Learn About Our History
The Center for Asbestos Related Disease (CARD) is a non-profit community-based organization that evolved in response to raised awareness of the wide-spread asbestos exposure in the Libby, Montana area that came to light in 1999. After the Agency for Toxic Substances and Disease Registry (ATSDR) screenings during 2000 and 2001 identified the elevated prevalence of lung diseases, it became apparent to the community that long-term screening and specialty care needed to be established in Libby. CARD has an ongoing grant from the Center for Disease Control and Prevention (CDC) and ATSDR to continue this service.
St. John’s Lutheran Hospital and the local medical community realized that the existing medical facilities would not be capable of handling the number of individuals the screenings identified as needing diagnosis and care. With this realization, St. John’s Lutheran Hospital, acting County Health Officer Dr. Brad Black, and concerned community members actively created the original Clinic Advisory Committee that resulted in the creation of CARD to address these needs.
In 2000, CARD was established as a department of St. John’s Lutheran Hospital to provide diagnosis, treatment and monitoring for those exposed to Libby amphibole asbestos. Soon thereafter, Dr. Alan Whitehouse of Spokane, Washington, a pioneer in identifying and treating patients with Libby amphibole asbestos disease, became a consulting physician to CARD.
Tribute websites of deceased asbestos victims
Over time it became evident that the health impacts of asbestos exposure were not just a one-time event or a short-term issue. The Board of Directors and clinic staff realized that the issues facing the community members exposed to asbestos were not merely physical. It was decided that CARD could better serve the community by expanding its mission beyond screening and treatment and into the realm of research as well. In April 2003, CARD separated from St John’s Lutheran Hospital and became a stand-alone 501(c)3 non-profit, community-based organization. This move allowed CARD to expand its mission to include research and incorporate outreach and psychosocial services. CARD embraces a holistic approach to patient care while also initiating and maintaining national research partnerships with agencies and universities in an effort to move from Crisis to Cure.
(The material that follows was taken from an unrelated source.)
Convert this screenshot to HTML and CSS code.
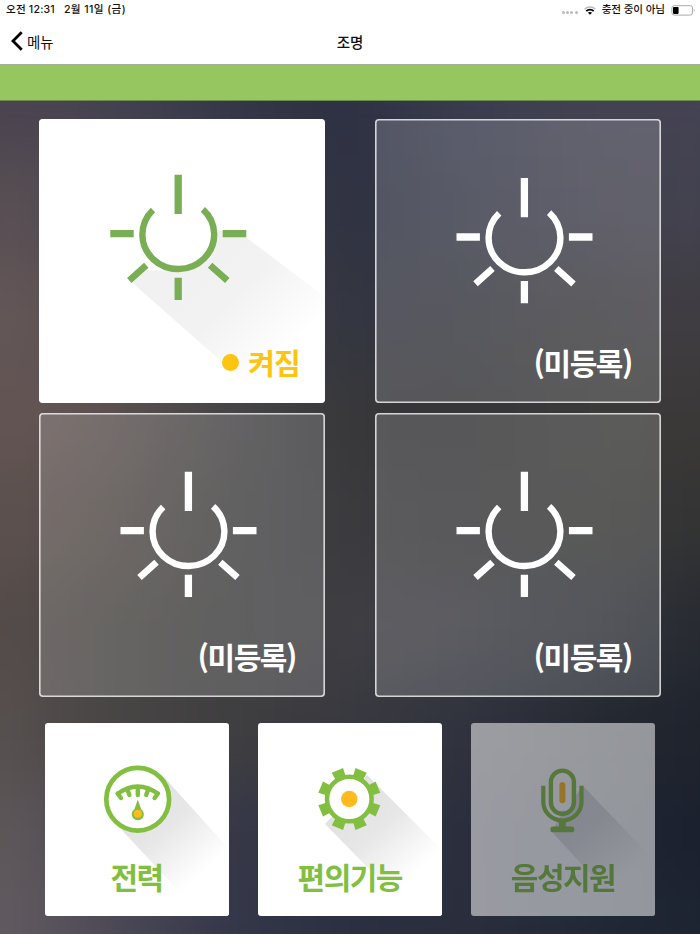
FILE: index.html
```html
<!DOCTYPE html>
<html lang="ko">
<head>
<meta charset="utf-8">
<title>조명</title>
<link rel="stylesheet" href="styles.css">
</head>
<body>
<svg class="defs" width="0" height="0" aria-hidden="true">
  <defs>
    <linearGradient id="lampFade" gradientUnits="userSpaceOnUse" x1="130" y1="110" x2="250" y2="230">
      <stop offset="0" stop-color="#f0f0f0"/><stop offset=".55" stop-color="#f2f2f2"/><stop offset="1" stop-color="#fff"/>
    </linearGradient>
    <linearGradient id="smallFade" gradientUnits="userSpaceOnUse" x1="95" y1="80" x2="158" y2="149">
      <stop offset="0" stop-color="#e2e2e2"/><stop offset=".4" stop-color="#e7e7e7"/><stop offset="1" stop-color="#fff"/>
    </linearGradient>
    <linearGradient id="micFade" gradientUnits="userSpaceOnUse" x1="95" y1="80" x2="158" y2="149">
      <stop offset="0" stop-color="#dcdce0"/><stop offset=".4" stop-color="#e4e4e7"/><stop offset="1" stop-color="#fff"/>
    </linearGradient>
    <g id="lamp" fill="none" stroke="currentColor" stroke-width="7.3">
      <path d="M139.2 55.7V95M71.3 114.7H94.7M183.7 114.7H207.3M139.2 158.7V181"/>
      <path stroke-width="6.7" d="M107.3 146.2L90.3 161.4M171.1 146.2L188.3 161.6"/>
      <path stroke-width="6.4" d="M114 91A35.9 34.5 0 1 0 163.9 90.4"/>
    </g>
  </defs>
</svg>

<div class="app">
  <header class="top">
    <div class="status">
      <span class="time">오전 12:31</span><span class="date">2월 11일 (금)</span>
      <span class="signal"><i></i><i></i><i></i><i></i></span>
      <svg class="wifi" width="12" height="9" viewBox="0 0 12 9">
        <path d="M.5 3.2C3.5.2 8.5.2 11.5 3.2" fill="none" stroke="#bbb" stroke-width="1.4"/>
        <path d="M2.3 5.2C4.3 3.1 7.7 3.1 9.7 5.2" fill="none" stroke="#000" stroke-width="1.8"/>
        <path d="M6 8.8L3.9 6.7C5.1 5.7 6.9 5.7 8.1 6.7Z"/>
      </svg>
      <span class="charge">충전 중이 아님</span>
      <svg class="battery" width="25" height="11" viewBox="0 0 25 11">
        <rect x=".9" y=".7" width="20.6" height="9.4" rx="2.2" fill="none" stroke="#aaa"/>
        <rect x="2" y="1.9" width="5.6" height="7" rx=".8"/>
        <path d="M22.8 3.7Q24.6 5.4 22.8 7.2Z" fill="#aaa"/>
      </svg>
    </div>
    <nav class="nav">
      <a class="back"><svg width="12" height="20" viewBox="0 0 12 20"><path d="M10.7 1.2L2 10L10.7 18.8" fill="none" stroke="#000" stroke-width="2.8"/></svg>메뉴</a>
      <h1>조명</h1>
    </nav>
  </header>
  <div class="strip"></div>

  <main class="scene">
    <div class="backdrop" aria-hidden="true">
      <b class="r1"></b><b class="r2"></b><b class="r3"></b><b class="r4"></b><b class="r5"></b><b class="r6"></b><b class="r7"></b><b class="r8"></b><b class="r9"></b>
    </div>
    <section class="lights">
      <div class="light on">
        <svg class="art" viewBox="0 0 286 284">
          <path d="M179 111L207.3 118.5L286 178V280H225L93.3 163.7L108 151L140 152L172 140Z" fill="url(#lampFade)"/>
          <use href="#lamp"/>
        </svg>
        <span class="label"><i class="dot"></i>켜짐</span>
      </div>
      <div class="light">
        <svg class="art" viewBox="0 0 286 284"><use href="#lamp" x="10.2" y="3.3"/></svg>
        <span class="label">(미등록)</span>
      </div>
      <div class="light">
        <svg class="art" viewBox="0 0 286 284"><use href="#lamp" x="10.2" y="3"/></svg>
        <span class="label">(미등록)</span>
      </div>
      <div class="light">
        <svg class="art" viewBox="0 0 286 284"><use href="#lamp" x="10.2" y="3"/></svg>
        <span class="label">(미등록)</span>
      </div>
    </section>

    <section class="menu">
      <div class="item">
        <svg class="art" viewBox="0 0 184 193">
          <path d="M119 54L184 126V193H157L73 103L93 76Z" fill="url(#smallFade)"/>
          <circle cx="92.7" cy="76.2" r="31.4" fill="#fff" stroke="#82bf41" stroke-width="4.7"/>
          <g fill="none" stroke="#82bf41">
            <path d="M72 71.2Q92.8 55.8 113.6 71.2" stroke-width="4.4"/>
            <path d="M72.6 70.5L76 75M82.6 67L84.4 72M92.8 64V72M103 67L101.2 72M113 70.5L109.6 75" stroke-width="4.4" stroke-linecap="round"/>
          </g>
          <path d="M92.8 76.5L96.2 86.2A6.1 6.1 0 1 1 89.4 86.2Z" fill="#82bf41"/>
          <circle cx="92.8" cy="90.8" r="4" fill="#febb1e"/>
        </svg>
        <span class="label">전력</span>
      </div>
      <div class="item">
        <svg class="art" viewBox="0 0 184 193">
          <path d="M109 52L184 127V193H157L67 101L91 76Z" fill="url(#smallFade)"/>
          <g transform="translate(91.3 76)">
            <circle r="22.3" fill="#fff" stroke="#82bf41" stroke-width="4.6"/>
            <g fill="#82bf41" transform="rotate(22.5)">
              <path id="tooth" d="M-6.1 -31H6.1L5.3 -22H-5.3Z"/>
              <use href="#tooth" transform="rotate(45)"/><use href="#tooth" transform="rotate(90)"/><use href="#tooth" transform="rotate(135)"/><use href="#tooth" transform="rotate(180)"/><use href="#tooth" transform="rotate(225)"/><use href="#tooth" transform="rotate(270)"/><use href="#tooth" transform="rotate(315)"/>
            </g>
            <circle r="8.3" fill="#febb1e"/>
          </g>
        </svg>
        <span class="label">편의기능</span>
      </div>
      <div class="item off">
        <svg class="art" viewBox="0 0 184 193">
          <path d="M112 63L184 138V193H158L81 109L91 90Z" fill="url(#micFade)"/>
          <path d="M72.3 62.7V79A19.1 18.5 0 0 0 110.5 79V62.7" fill="none" stroke="#82bf41" stroke-width="4.2"/>
          <rect x="79.9" y="47.6" width="23" height="43.2" rx="11.5" fill="#fff" stroke="#82bf41" stroke-width="4.4"/>
          <rect x="88.4" y="59" width="6" height="21.3" rx="3" fill="#febb1e"/>
          <path d="M88 98H94.8V103.5H100.5A2.8 2.8 0 0 1 100.5 109.3H82.2A2.8 2.8 0 0 1 82.2 103.5H88Z" fill="#82bf41"/>
        </svg>
        <span class="label">음성지원</span>
      </div>
    </section>
  </main>
</div>
</body>
</html>
```

FILE: styles.css
```css
* { box-sizing: border-box; }
body { margin: 0; font-family: Inter, "Noto Sans CJK KR", sans-serif; color: #111; }
.defs { display: block; }
.app { width: 700px; height: 934px; display: flex; flex-direction: column; overflow: hidden; }

.top { height: 65px; background: #fff; border-bottom: 1px solid #a5b095; flex: none; }
.status { display: flex; align-items: center; height: 20px; padding: 0 4px 0 6px; font-size: 10.6px; font-weight: 500; line-height: 20px; white-space: nowrap; }
.time { margin-right: 9px; letter-spacing: .18px; }
.date { letter-spacing: .4px; }
.signal { display: flex; gap: 1.2px; margin: 5px 6px 0 auto; }
.signal i { width: 3px; height: 3px; border-radius: 50%; background: #bbb; }
.wifi { margin-right: 6px; }
.charge { margin-right: 6px; letter-spacing: -.1px; }
.nav { display: grid; grid-template-columns: 1fr auto 1fr; align-items: center; height: 42px; padding: 0 11px; }
.back { display: flex; align-items: center; gap: 4px; font-size: 14.5px; }
.nav h1 { margin: 0; font-size: 14.5px; font-weight: 500; letter-spacing: -.2px; }
.strip { height: 36px; flex: none; background: #95c660; border-bottom: 1px solid #6d8b50; }

.scene { position: relative; flex: 1; overflow: hidden; background: #38383d; padding: 18px 39px 0; }
.backdrop { position: absolute; inset: -50px -70px -60px; display: flex; flex-direction: column; filter: blur(32px); }
.backdrop b { display: block; flex: 1; }
.r1 { background: linear-gradient(90deg, #4b4450 8%, #474452 20%, #36384a 34%, #2d3042 50%, #3a3d4f 63%, #444353 79%, #454353 92%); }
.r2 { background: linear-gradient(90deg, #5a4f54 8%, #504a52 20%, #3e3e48 34%, #2e3140 50%, #373a49 63%, #41404d 79%, #43424f 92%); }
.r3 { background: linear-gradient(90deg, #655859 8%, #5c5151 16%, #4a4646 30%, #323541 49%, #35373f 60%, #3c3b3f 79%, #403e43 92%); }
.r4 { background: linear-gradient(90deg, #635553 8%, #5f5351 18%, #444345 37%, #38383b 49%, #353538 60%, #3a3a39 79%, #3b3938 92%); }
.r5 { background: linear-gradient(90deg, #5d514f 8%, #584e4a 16%, #434241 34%, #3c3c40 47%, #38383b 58%, #383836 82%, #333334 92%); }
.r6 { background: linear-gradient(90deg, #564c4a 8%, #4d4946 16%, #41403f 32%, #3e3e43 50%, #3b3b42 63%, #30333a 82%, #262930 92%); }
.r7 { background: linear-gradient(90deg, #585150 8%, #4b4747 18%, #403f40 34%, #38383f 50%, #2f323d 65%, #22272f 82%, #1e232d 92%); }
.r8 { background: linear-gradient(90deg, #605859 8%, #55505a 16%, #363849 34%, #2f3240 52%, #2b2e3d 64%, #1f2633 80%, #1b202e 92%); }
.r9 { background: linear-gradient(90deg, #645c62 8%, #544f5a 18%, #33374a 36%, #2b2e3e 52%, #2a2e3c 66%, #222936 80%, #1c2432 92%); }

.art { position: absolute; inset: 0; width: 100%; height: 100%; }
.lights { position: relative; display: grid; grid-template-columns: 286px 286px; justify-content: space-between; row-gap: 9.5px; }
.light { position: relative; height: 284px; border-radius: 4px; background: rgba(255,255,255,.17); color: #fff; box-shadow: inset 0 0 0 1.6px rgba(255,255,255,.75); display: flex; justify-content: flex-end; align-items: flex-end; padding: 0 29px 20px; }
.light.on { background: #fff; color: #7aae54; padding-right: 25px; }
.light .label { position: relative; display: flex; align-items: center; font-size: 30px; font-weight: 700; line-height: 42px; letter-spacing: -1.4px; font-family: "Noto Sans CJK KR", sans-serif; }
.light.on .label { color: #fec412; font-size: 29px; letter-spacing: -.8px; }
.dot { width: 17px; height: 17px; border-radius: 50%; background: #fec412; margin-right: 9px; }

.menu { position: relative; display: flex; justify-content: space-between; padding: 0 6px 0 5.5px; margin-top: 26.5px; }
.item { position: relative; width: 184px; height: 193px; border-radius: 3px; overflow: hidden; background: #fff; color: #82bf41; display: flex; justify-content: center; align-items: flex-end; padding-bottom: 19px; }
.item.off { opacity: .52; }
.item .label { position: relative; font: 700 30px/42px "Noto Sans CJK KR", sans-serif; letter-spacing: -1.5px; }
```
In 2004 CARD moved to its current location, 214 East 3rd Street Libby, Montana. CARD continues to expand its healthcare services, seeing on average 35 new patients a month as well as facilitating long distance screening services for those unable to travel to Libby. In addition, CARD continues to expand its research activities and has worked collaboratively on several projects with prestigious universities and government agencies. In 2008, CARD launched a comprehensive database that will improve delivery of holistic healthcare services while at the same time, will also be golden for research activities aimed at understanding the mechanisms of Libby amphibole asbestos disease. These activities are critical in moving towards new and effective treatments.